- The Washington Times - Monday, May 29, 2006

TOLEDO, Ohio (AP) — A newspaper has fired a reporter who wrote an anonymous letter to the Pulitzer Prize board critical of the newspaper’s entry for its work in uncovering the state’s coin investment scandal.

George Tanber, a reporter for the Blade for 14 years, was fired Thursday for “displaying a pattern of conduct which was dishonest, inappropriate or both,” the newspaper reported in yesterday’s editions.

Mr. Tanber, who worked in the newspaper’s bureau in Monroe, Mich., had been suspended last week while the paper investigated, after telling Blade editors Tuesday that he wrote the letter.
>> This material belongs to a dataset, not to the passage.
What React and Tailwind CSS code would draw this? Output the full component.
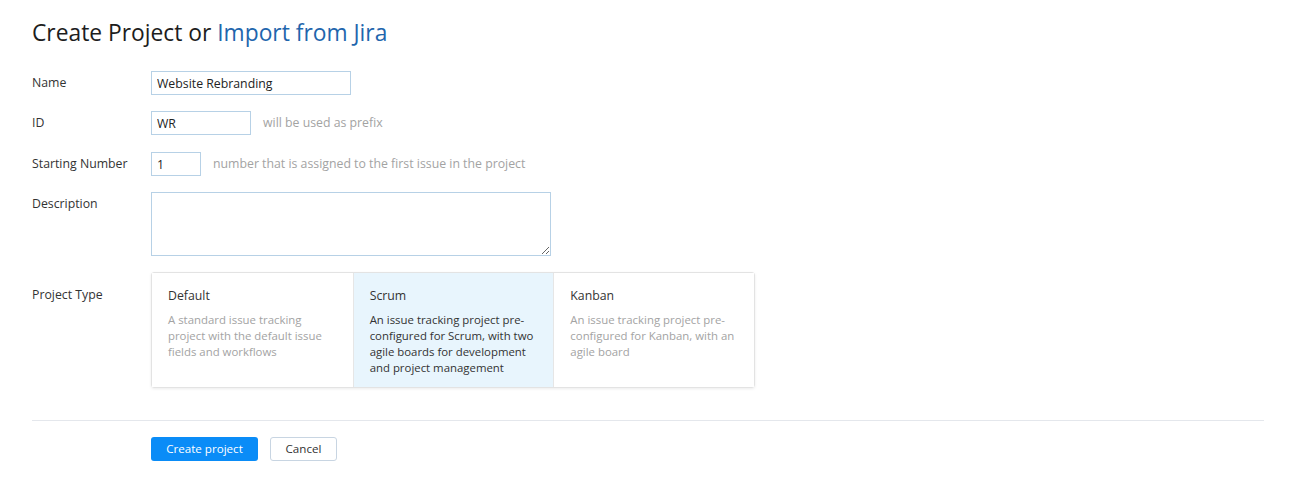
import { useState } from "react";

const types = [
  {
    id: "default",
    title: "Default",
    text: "A standard issue tracking project with the default issue fields and workflows",
  },
  {
    id: "scrum",
    title: "Scrum",
    text: "An issue tracking project pre-configured for Scrum, with two agile boards for development and project management",
  },
  {
    id: "kanban",
    title: "Kanban",
    text: "An issue tracking project pre-configured for Kanban, with an agile board",
  },
];

function Row({ label, children, top = false, className = "" }) {
  return (
    <div className={`flex ${top ? "items-start" : "items-center"} ${className}`}>
      <div className="w-[119px] shrink-0 text-[12.3px] leading-6 text-[#333]">{label}</div>
      {children}
    </div>
  );
}

export default function App() {
  const [name, setName] = useState("Website Rebranding");
  const [prefix, setPrefix] = useState("WR");
  const [start, setStart] = useState("1");
  const [kind, setKind] = useState("scrum");

  const inputCls =
    "h-6 border border-[#b7d1e6] bg-white px-[5px] text-[12.3px] text-[#222] outline-none focus:border-[#5aa4e0]";

  return (
    <div className="min-h-screen bg-white px-8 pt-[17px] font-['Open_Sans','Noto_Sans',sans-serif]">
      <h1 className="text-[22.8px] leading-8 font-normal text-[#1d1d1d]">
        Create Project or <span className="text-[#1f66ad]">Import from Jira</span>
      </h1>

      <div className="mt-[22px] flex flex-col gap-4">
        <Row label="Name">
          <input className={`${inputCls} w-[200px]`} value={name} onChange={(e) => setName(e.target.value)} />
        </Row>
        <Row label="ID">
          <input className={`${inputCls} w-[100px]`} value={prefix} onChange={(e) => setPrefix(e.target.value)} />
          <span className="ml-3 text-[12.3px] text-[#a3a3a3]">will be used as prefix</span>
        </Row>
        <Row label="Starting Number" className="mt-px">
          <input className={`${inputCls} w-[50px]`} value={start} onChange={(e) => setStart(e.target.value)} />
          <span className="ml-3 text-[12.3px] text-[#a3a3a3]">number that is assigned to the first issue in the project</span>
        </Row>
        <Row label="Description" top>
          <textarea className="block h-16 w-[400px] resize border border-[#b7d1e6] px-[5px] text-[12.3px] outline-none" />
        </Row>
        <Row label={<span className="block pt-[11px]">Project Type</span>} top>
          <div className="grid w-[604px] grid-cols-3 rounded-[3px] border border-[#e3e3e3] shadow-[0_1px_3px_rgba(0,0,0,0.08)]">
            {types.map((t, i) => {
              const active = kind === t.id;
              return (
                <button
                  key={t.id}
                  type="button"
                  onClick={() => setKind(t.id)}
                  className={`flex h-[114px] flex-col justify-start px-4 pt-[15px] text-left ${
                    i > 0 ? "border-l border-[#e6e6e6]" : ""
                  } ${active ? "bg-[#e8f5fd]" : "bg-white"}`}
                >
                  <div className="text-[12.3px] leading-4 text-[#333]">{t.title}</div>
                  <div
                    className={`mt-2 text-[11.4px] leading-4 ${active ? "text-[#333]" : "text-[#a3a3a3]"}`}
                  >
                    {t.text}
                  </div>
                </button>
              );
            })}
          </div>
        </Row>
      </div>

      <div className="mt-8 border-t border-[#e4e7ec]" />

      <div className="ml-[119px] mt-4 flex gap-3">
        <button
          type="button"
          className="h-6 w-[107px] rounded-[3px] bg-[#0a8cf7] text-[11.6px] text-white"
        >
          Create project
        </button>
        <button
          type="button"
          className="h-6 w-[67px] rounded-[3px] border border-[#c8d5e2] bg-white text-[11.6px] text-[#333]"
        >
          Cancel
        </button>
      </div>
    </div>
  );
}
The Blade was a finalist for the 2006 Pulitzer Prize in public service. In April 2005, the paper broke the story about a state investment in rare coins managed by a prominent Republican fundraiser. The scandal led to charges of theft, and Republican Gov. Bob Taft pleaded no contest to ethics violations last year.

The letter said the newspaper knew about problems with the investment in 2004 and tried to cover up the fact for fear that its investigation would be discredited.

The Blade hired outside investigators to help identify the author of the letter, interviewed employees and public officials, and reviewed e-mails on Mr. Tanber’s work laptop computer.

Mr. Tanber could not be reached for comment yesterday. Messages seeking comment were left at possible home listings for him. In a statement to the Blade, he said it was his responsibility as a journalist to report what he perceived as ethics violations.

“I’m saddened that it came to this,” Mr. Tanber said. “I hope the Blade becomes a more honest newspaper as a result.”

Blade editors deny that the newspaper acted unethically.

“The Blade and ethics are synonymous,” said John Robinson Block, publisher and editor in chief. “We’re a victim of a disgruntled employee.”

The letter did not challenge the accuracy of the stories. Sig Gissler, administrator of the Pulitzer Prizes, has said it was not a factor in the judging. The Times-Picayune of New Orleans and the Sun Herald of southern Mississippi won the public service award for their coverage of Hurricane Katrina.

The Blade has a daily circulation of about 140,000 and is owned by Block Communications Inc.